Moving house has always been recognised as being stressful and expensive but as property values continue to rise, the associated costs of moving in the UK are also now becoming increasingly expensive.
As reported in The Telegraph in September 2016, the costs of the average house move is now around £31,000, an increase of around 14% on 2015.
Given that fees for estate agency, conveyancing, survey and mortgage services, as well as statutory Stamp Duty Tax, are all pro-rata in relation to selling / purchase price, it makes sense then to realise that the fees associated with moving home in London, with its significantly higher property values, have become more expensive. In fact, costs in London have risen by around 18%, compared to rises of just 10% in East Anglia, 9% in the North East and 4% in the West Midlands. The rise in the London area, which puts the cost of an average house move at approximately £31,416, is typical of the higher costs associated with moving generally in the South East, which have risen overall by a massive 20% in the last year.

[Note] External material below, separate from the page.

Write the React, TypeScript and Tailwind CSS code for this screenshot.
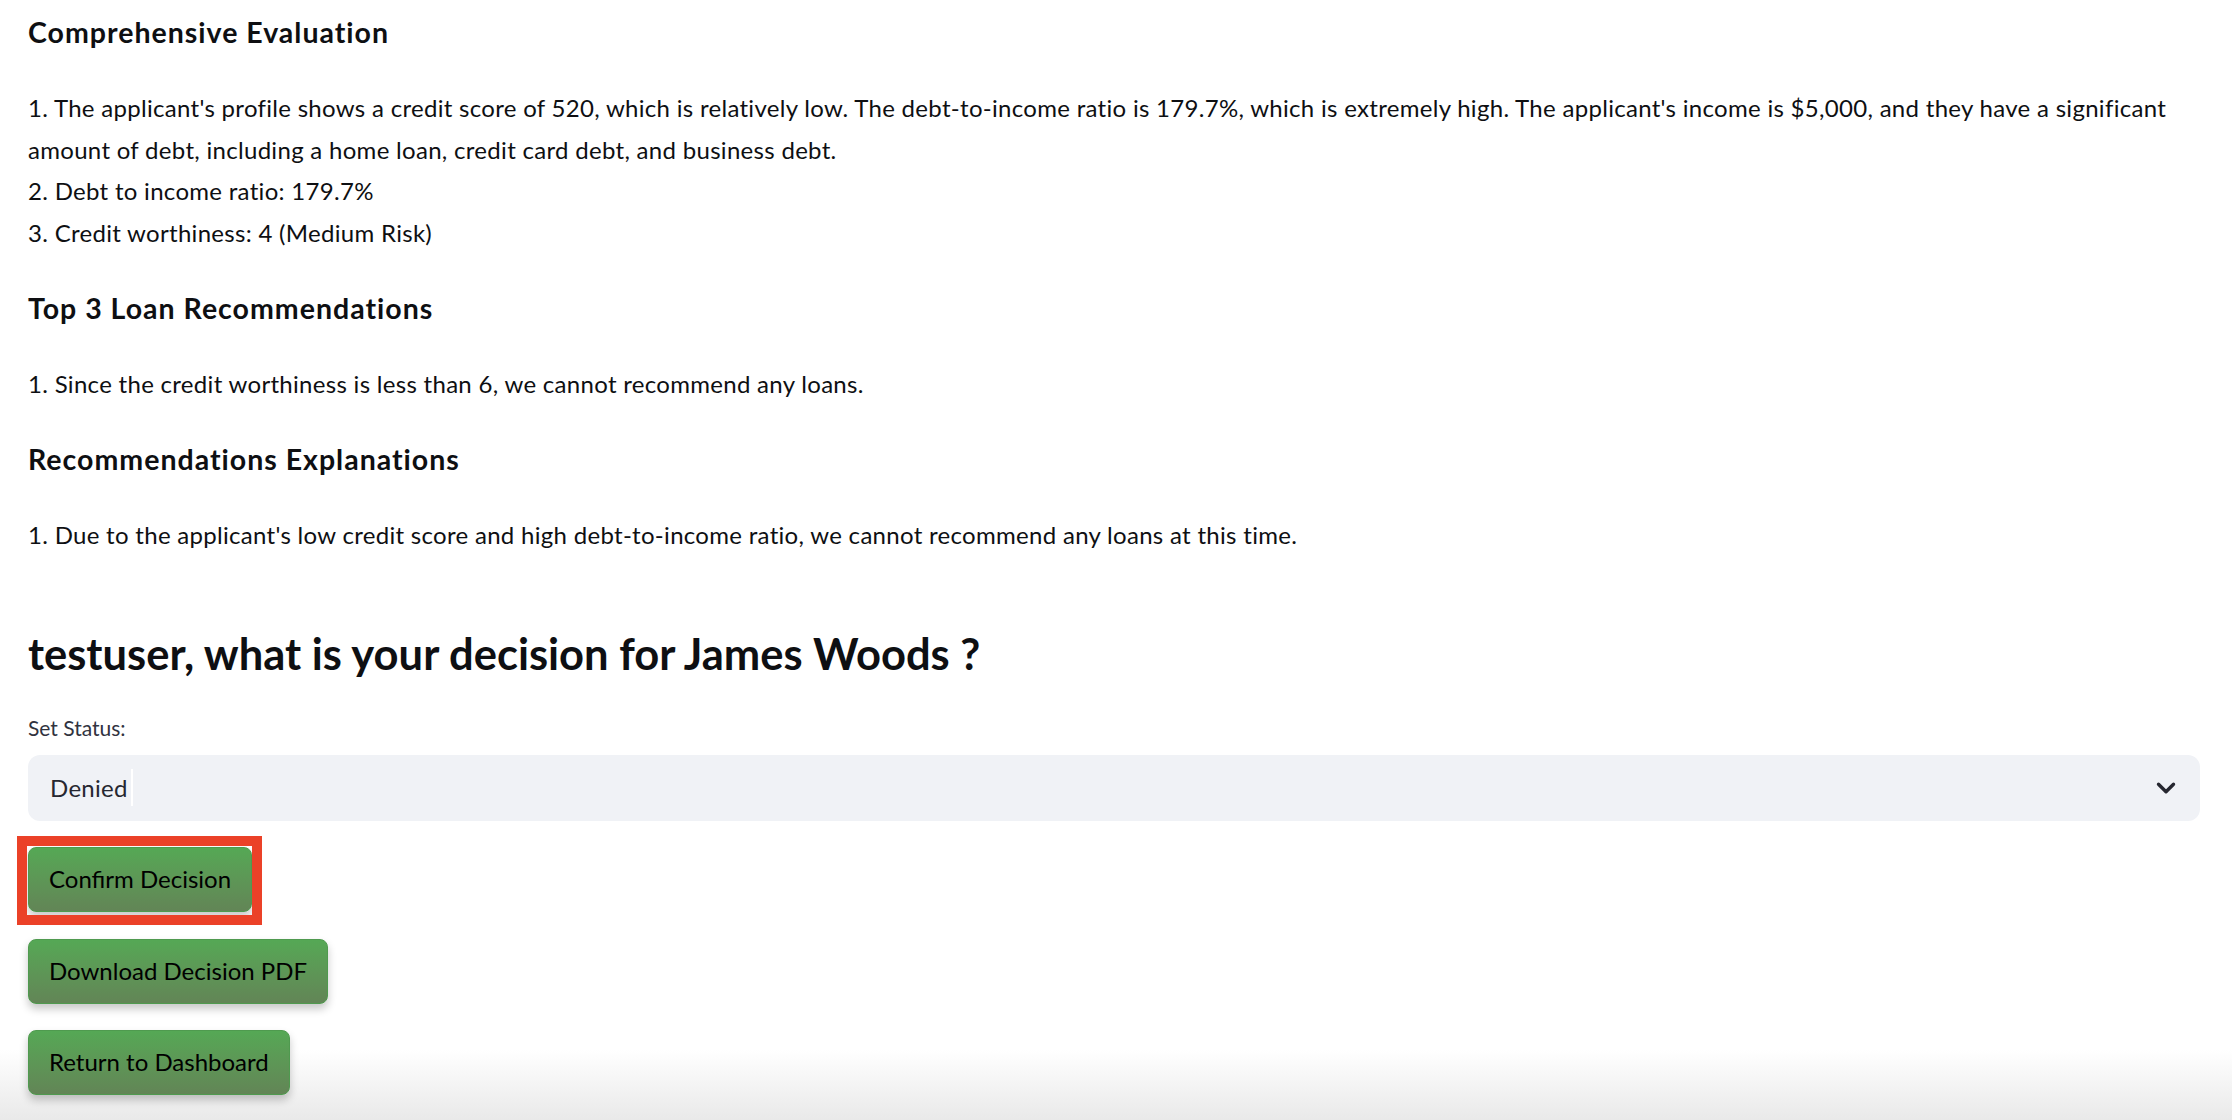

Of all costs, the relatively higher (and continually rising) property values in London can mean that the stamp duty tax is particularly significant and can even add an extra £22,000 to the purchase price of an average London home. Particularly for those moving to increase the size of their family accommodation, the move from an average 3 bedroom family home, to a larger family home of 4 bedrooms, can easily push the buyer into the higher levels of the stamp duty tax bracket:
|Property price||Stamp duty|
|£0 – £125 k||0%|
|£125 k – £250 k||2%|
|£250 k – £925 k||5%|
|£925 k – £1.5 m||10%|
|over £1.5 m||12%|
To help calculate the costs payable for property transactions in the UK, HM Revenue and Customs offer a dedicated Stamp Duty Land Tax calculator. However, this doesn’t make the actual costs any easier to bear, particularly in the context of the increased costs that London prices add to those other home-moving expenses:
- Mortgage money – arrangement and booking fees vary depending on the provider, but can easily add up to £3,000 to moving costs.
- Valuation fee – if a mortgage is required for a new purchase, then the mortgage provider will certainly have their own fees payable. At the very least, a valuation fee, again based on the property’s value will be necessary and with London prices, this can easily cost from £500 to several thousand pounds. This valuation is to protect the lender’s money, rather than to check the full condition of the property. For a thorough check on the property’s condition, a survey may be additionally required, which can cost upwards of £250 for a basic Homebuyer’s Survey and a minimum of £600 for a full structural survey.
- Legal fees – also known as conveyancing fees, legal fees can be negotiated if you have a sale and purchase running concurrently with the same solicitor, but can still run from several hundred to several thousand pounds – and are also subject to 20% VAT. These costs do not include either the search fees, an additional fee of around £300, or the costs for electronic transfer, the handling of funds associated with any sale / purchase, for which fees of up to £100 may be charged.
- Estate agents fees – if you’re looking to gain space by selling your too-small home by using the services of an estate agent, then fees of anything from 0.75% to 3% of your agreed selling price, plus VAT, will be payable. It’s possible to reduce costs by negotiating with the agents, particularly if you are using the same agent to both sell and buy, or by using online estate agent services or marketing your home privately. However, a significant amount of time, rather than money, may be required to do this effectively.
- Removal costs – as fuel prices as well as average property prices, have risen since last year, removal costs too are increasing. The costs of professional removals may start at around £400 for a smaller family home (2 beds) to a larger one, but the cost of moving from a 3 bedroom average home is likely to be well over £600. For moves in and around London, there are also congestion charges and parking fees to consider, as these will also need to be accounted for in removal costs.
- Hidden extras – a major hidden cost of moving in London to increase accommodation size comes from council tax, as a move to a bigger property almost always means moving up a council tax bracket.
Adding on value, not costs
Instead of facing the costs, as well as the hassle, of moving in London, a loft conversion can present the ideal alternative when home size needs to increase but costs need to be kept low. Having an attic conversion to create additional accommodation can provide:
- Up to 20% more space in an average home. More may also be possible, subject to relevant planning consents (just ask Abbey Lofts for further information).
- Various accommodation solutions including extra bedrooms, bathrooms and living space.
- Cost effectiveness in comparison to the costs of buying and selling generally, but in London particularly. Additionally, even though the property’s accommodation may increase, in most but not all cases, unless a query is raised or a similar property in the area has its council tax band changed, council tax is not usually recalculated until the next time a property is sold: so any increase in council tax in relation to your newly extended property is less likely to become payable during your ownership.
- Additional value to the home, in the event of selling in the future.
Finally, although a loft conversion cannot provide that all-important additional outside space or garden which some families may be looking for in a proposed upsize, if access to the outdoors and fresh air rather than a garden is a suitable compromise, then a loft conversion can also make this possible. Just ask your loft specialist about incorporating features such as a balcony window or Juliet balcony as a way of bringing the outdoors in, for what could easily be much less money than moving to increase outdoor, as well as indoor space in London.